In the wake of the Tiger Woods scandal, Accenture has dropped its endorsement deal with Woods completely while Gillette and Tag Hauer plan to limit Woods' role in their advertising campaigns.
Few doubt Woods' ability to rebound as a golfer, but will he be able to recover his marketability as an endorser and spokesperson?
If anyone thinks Woods won't, at some point, again be one of the most sought-after product endorsers, then they are probably living on a secluded island somewhere in Sweden.
It may take some time, but why should he wait? Why not capitalize on his marketability now, before the endorsement opportunities for an adulterous, scheming, superstar athlete fade?
We all know just as soon as Woods wins another major—and he will—corporate America will be clamoring for his name on their product.
No matter the circumstances, we all love a winner, or a pretty face.
Has anyone ever heard of Kate Moss? She was photographed snorting cocaine in 2005 and had most, if not all, of her endorsements yanked.
Now where is she?
She's back on the cover of major magazines and is still one of the world's top models.
Woods wasn't caught doing cocaine, but "blow" was, in fact, involved.
Woods could begin with a major deal as the sole celebrity spokesman for a telecommunications firm known as "Uchitel," which specializes in cell phones that automatically delete voice mail messages after they've been heard once and before they've somehow been intercepted by major news outlets.
Woods is already on board with Nike, and the introduction of his new "Adulterer" line of active wear would surely capitalize on the growing market of cheating spouses. "Adulterer" clothing is much like your typical jogging suit, just without pants.

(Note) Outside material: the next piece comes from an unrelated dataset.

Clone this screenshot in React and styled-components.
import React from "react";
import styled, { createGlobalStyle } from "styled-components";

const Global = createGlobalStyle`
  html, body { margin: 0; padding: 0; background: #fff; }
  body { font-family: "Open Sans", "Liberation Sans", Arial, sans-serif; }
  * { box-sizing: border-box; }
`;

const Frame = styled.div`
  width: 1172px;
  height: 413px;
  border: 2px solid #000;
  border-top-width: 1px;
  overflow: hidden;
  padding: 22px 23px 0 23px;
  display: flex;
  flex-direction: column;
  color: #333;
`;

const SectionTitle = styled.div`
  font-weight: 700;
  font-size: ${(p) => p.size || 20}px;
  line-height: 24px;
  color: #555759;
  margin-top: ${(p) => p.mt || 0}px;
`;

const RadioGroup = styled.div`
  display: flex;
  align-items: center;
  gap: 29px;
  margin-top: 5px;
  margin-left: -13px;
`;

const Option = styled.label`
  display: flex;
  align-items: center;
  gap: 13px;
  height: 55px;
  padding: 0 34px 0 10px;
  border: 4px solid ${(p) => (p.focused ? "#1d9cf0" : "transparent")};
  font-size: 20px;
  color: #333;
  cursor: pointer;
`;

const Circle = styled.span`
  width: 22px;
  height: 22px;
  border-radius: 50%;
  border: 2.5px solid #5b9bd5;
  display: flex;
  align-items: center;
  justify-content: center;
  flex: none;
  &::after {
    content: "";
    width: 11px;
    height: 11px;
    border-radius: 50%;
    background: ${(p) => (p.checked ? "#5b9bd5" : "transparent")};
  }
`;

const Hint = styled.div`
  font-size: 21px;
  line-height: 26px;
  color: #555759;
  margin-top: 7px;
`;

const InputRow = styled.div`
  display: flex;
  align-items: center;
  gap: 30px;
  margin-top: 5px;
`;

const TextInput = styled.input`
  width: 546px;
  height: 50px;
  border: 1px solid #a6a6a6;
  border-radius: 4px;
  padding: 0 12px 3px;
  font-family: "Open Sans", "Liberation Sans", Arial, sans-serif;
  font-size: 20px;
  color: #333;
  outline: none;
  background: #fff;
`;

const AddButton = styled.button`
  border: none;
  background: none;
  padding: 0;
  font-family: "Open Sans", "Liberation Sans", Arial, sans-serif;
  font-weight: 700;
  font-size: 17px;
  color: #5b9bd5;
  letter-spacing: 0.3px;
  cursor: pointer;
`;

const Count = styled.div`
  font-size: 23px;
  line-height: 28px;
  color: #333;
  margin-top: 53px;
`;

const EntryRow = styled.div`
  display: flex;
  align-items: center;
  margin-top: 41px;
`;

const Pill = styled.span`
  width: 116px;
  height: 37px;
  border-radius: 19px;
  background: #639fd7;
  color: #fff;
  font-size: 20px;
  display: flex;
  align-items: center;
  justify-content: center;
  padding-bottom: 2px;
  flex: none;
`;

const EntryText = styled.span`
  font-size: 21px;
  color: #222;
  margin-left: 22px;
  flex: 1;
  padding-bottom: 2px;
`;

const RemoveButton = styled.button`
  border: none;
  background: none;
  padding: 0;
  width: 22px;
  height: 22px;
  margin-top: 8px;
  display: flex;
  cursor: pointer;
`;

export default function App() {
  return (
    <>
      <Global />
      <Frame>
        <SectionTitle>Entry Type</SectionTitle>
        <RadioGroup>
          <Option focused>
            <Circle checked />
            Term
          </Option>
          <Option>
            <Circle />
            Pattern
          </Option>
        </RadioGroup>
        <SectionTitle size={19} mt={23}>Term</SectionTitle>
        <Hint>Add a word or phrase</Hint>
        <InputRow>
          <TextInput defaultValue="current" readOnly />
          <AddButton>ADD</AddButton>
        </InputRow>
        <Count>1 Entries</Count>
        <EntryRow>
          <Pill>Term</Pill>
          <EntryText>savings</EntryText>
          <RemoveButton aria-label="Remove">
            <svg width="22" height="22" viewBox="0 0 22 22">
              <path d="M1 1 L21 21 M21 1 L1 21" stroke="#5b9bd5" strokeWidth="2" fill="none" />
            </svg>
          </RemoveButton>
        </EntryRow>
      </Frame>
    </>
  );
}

In addition, Nike could roll out the Tiger Woods "A Game" sportswear collection.
This exclusive line features Woods' signature "final round" red color on all short and long-sleeve shirts, and each is adorned with a large, embroidered "A," unofficially known as the "Scarlett Letter."
Gatorade has already decided to discontinue its' Tiger Woods sports drinks.
Before Woods clears his reputation, a shrewd marketing executive could tap Woods to endorse the new "Fornicator-ade" sports drink. Of course, "Fornicator-ade" might want to steer clear of Gatorade's signature slogan, "Is it in you?"
Then again, maybe "Fornicator-ade" could utilize an offshoot of that slogan, and have Woods say "Is it in you? How about you? You? You? You?"
Woods would be perfect for this product.
After all, no one's built up a thirst quite like Tiger Woods.
We can't forget about golf equipment. What golfer wouldn't want the Tiger Woods 88° wedge, guaranteed to get you out of any jam.
Also, there's the new Tiger Woods golf ball, standard with 368 dimples, one for each of Woods' "transgressions."
And who couldn't use a shatter-proof windshield? We all could, and what better place to have it installed than Maaco, newly endorsed by Woods.
"Icy Hot" Pain Reliever?
This would be a golden opportunity for Woods to make a name for himself in the field of pain relief. As Woods could attest in his testimonial, juggling a career, a wife, a family, and numerous other affairs takes a toll on a body.
"'Hot' for the frigid relationship at home. 'Cold' for the steamy relationships elsewhere."
Woods no longer endorses Buick, but everyone knows Woods drives Cadillacs.
Naturally, Cadillac should have Woods speaking on their behalf, particularly their safety rating, which has recently been proven to withstand the wrath of trees, fire hydrants, and an angry, golf club-wielding wife. All this without airbags even deploying!
Everyone uses butter and everyone would love to use butter with Woods' name on it.
With the simple slogan, "Tiger Woods Butter: You'll Wanna Spread," it's bound to be the hit of the dairy aisle.
Watchmaker Tag Hauer has decided to remove some ads featuring Woods. That's too bad, but only for Tag Hauer.
It would be a great time for Timex to jump in and slap a watch around Tiger's wrist. It would be great to hear Woods in a Timex commercial with the words "Timepiece, or time for a piece?"